I have an RDataFrame
, which consists of three columns (A
, B
, and run
). Here’s what it might look like in tabular form:
+-----+-----+-----+
| run | A | B |
+-----+-----+-----+
| 001 | 35 | 5 |
| 001 | 40 | 10 |
| 001 | 77 | 60 |
| | | |
| ... | ... | ... |
| | | |
| 002 | 42 | 40 |
| 002 | 30 | 28 |
| 002 | 50 | 1 |
| ... | ... | ... |
+-----+-----+-----+
(where the … dots indicate continuation)
For each run, I want to determine the most common difference of A
and B
(i.e., the mode of the set of entry-wise differences of A
and B
for each run).

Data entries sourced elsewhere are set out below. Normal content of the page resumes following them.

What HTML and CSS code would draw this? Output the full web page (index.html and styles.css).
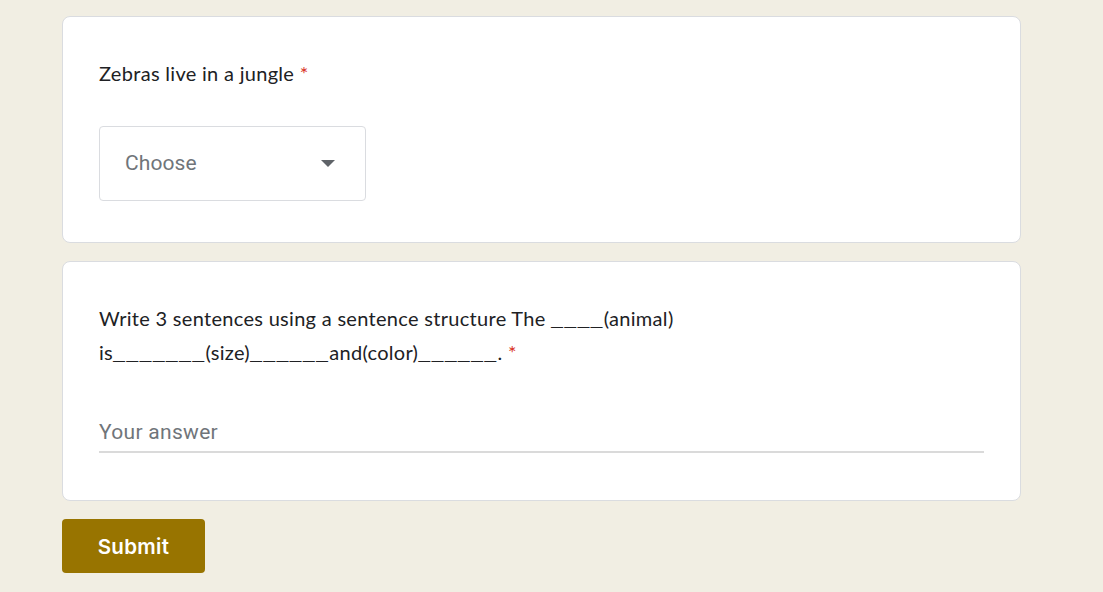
FILE: index.html
```html
<!DOCTYPE html>
<html>
<head>
<meta charset="utf-8">
<link rel="stylesheet" href="styles.css">
</head>
<body>
<main class="form">
  <section class="card card-choice">
    <div class="question">Zebras live in a jungle <span class="req">*</span></div>
    <div class="select">
      <span class="select-text">Choose</span>
      <svg class="arrow" width="16" height="8" viewBox="0 0 16 8"><path d="M1 0 L15 0 L8 7 Z" fill="#5f6368"/></svg>
    </div>
  </section>
  <section class="card card-text">
    <div class="question">Write 3 sentences using a sentence structure The <span class="blank">____</span>(animal)<br>is<span class="blank">_______</span>(size)<span class="blank">______</span>and(color)<span class="blank">______</span>. <span class="req">*</span></div>
    <div class="answer">Your answer</div>
  </section>
  <div class="actions">
    <button class="submit">Submit</button>
  </div>
</main>
</body>
</html>
```
FILE: styles.css
```css
html, body {
  margin: 0;
  padding: 0;
  background: #f1eee3;
}
.form {
  width: 959px;
  margin-left: 62px;
  padding-top: 16px;
  display: flex;
  flex-direction: column;
  gap: 18px;
}
.card {
  background: #fff;
  border: 1px solid #dadce0;
  border-radius: 8px;
  padding: 39px 36px 0 36px;
  box-sizing: border-box;
}
.card-choice {
  height: 227px;
}
.card-text {
  height: 240px;
}
.question {
  font-family: "Lato", "Noto Sans", sans-serif;
  font-size: 20px;
  line-height: 34px;
  color: #202124;
  letter-spacing: 0.3px;
}
.blank {
  font-family: "Liberation Mono", monospace;
  font-size: 20px;
  line-height: 0;
  letter-spacing: 1.2px;
}
.req {
  color: #d93025;
}
.select {
  margin-top: 36px;
  width: 267px;
  height: 75px;
  box-sizing: border-box;
  border: 1px solid #dadce0;
  border-radius: 4px;
  display: flex;
  align-items: center;
  justify-content: space-between;
  padding: 0 29px 0 25px;
}
.select-text {
  font-family: "Roboto", sans-serif;
  font-size: 21px;
  letter-spacing: 0.1px;
  color: #70757a;
  position: relative;
  top: -1px;
}
.arrow {
  display: block;
}
.answer {
  margin-top: 47px;
  height: 37px;
  box-sizing: border-box;
  border-bottom: 2px solid #dadada;
  font-family: "Roboto", sans-serif;
  font-size: 21px;
  letter-spacing: 0.3px;
  color: #70757a;
  line-height: 32px;
  width: 885px;
}
.actions {
  display: flex;
}
.submit {
  width: 143px;
  height: 54px;
  background: #987400;
  color: #fff;
  border: none;
  border-radius: 4px;
  font-family: "Inter", "Roboto", sans-serif;
  font-weight: 600;
  font-size: 20.5px;
  letter-spacing: 0.3px;
}
```
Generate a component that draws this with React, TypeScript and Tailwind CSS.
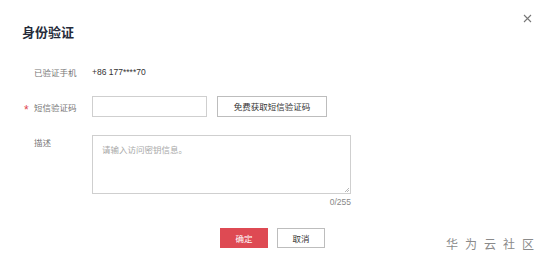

So, for example, for run 002
we have 42-40 = 2
, 30-28=2
, and 50 - 1=49
, the most common element/mode of 2,2, and 49
is 2
, so the result for run 002
is 2
.
A couple important notes: A
-B
is guaranteed to be a positive, integer value for all entries, and there is guaranteed to be a single unique mode for each run
Currently, what I’m doing is this:
// Some code above
map<int, map<int, int>> offset;
df.Foreach([](int A, int B, int run){
++map[run][A-B];
},{"A","B","run"});
// Some code that, for each map in the map, determines the key of the
// max value (i.e. the mode), and stores this in a vector
So, we have a map of maps. The “outer” map maps run numbers to “interior” maps. “Interior” maps map offset (A-B
) to frequency. I then, for each “interior” map, get the key of the largest value (i.e. the mode), and store this in a new map, which maps run numbers to mode of A-B
for that run.
This works, however it’s quite slow (and, for my purposes, impractically so). My RDataFrame
contains on the order of tens of millions or more entries.
I imagine there must be a better way. I’ve spent some time with the RDataFrame
docs and, unfortunately, I can’t seem to piece together anything measurably more efficient.
Is there a better way? Please, let me know if the issue at hand isn’t clear. Thanks in advance!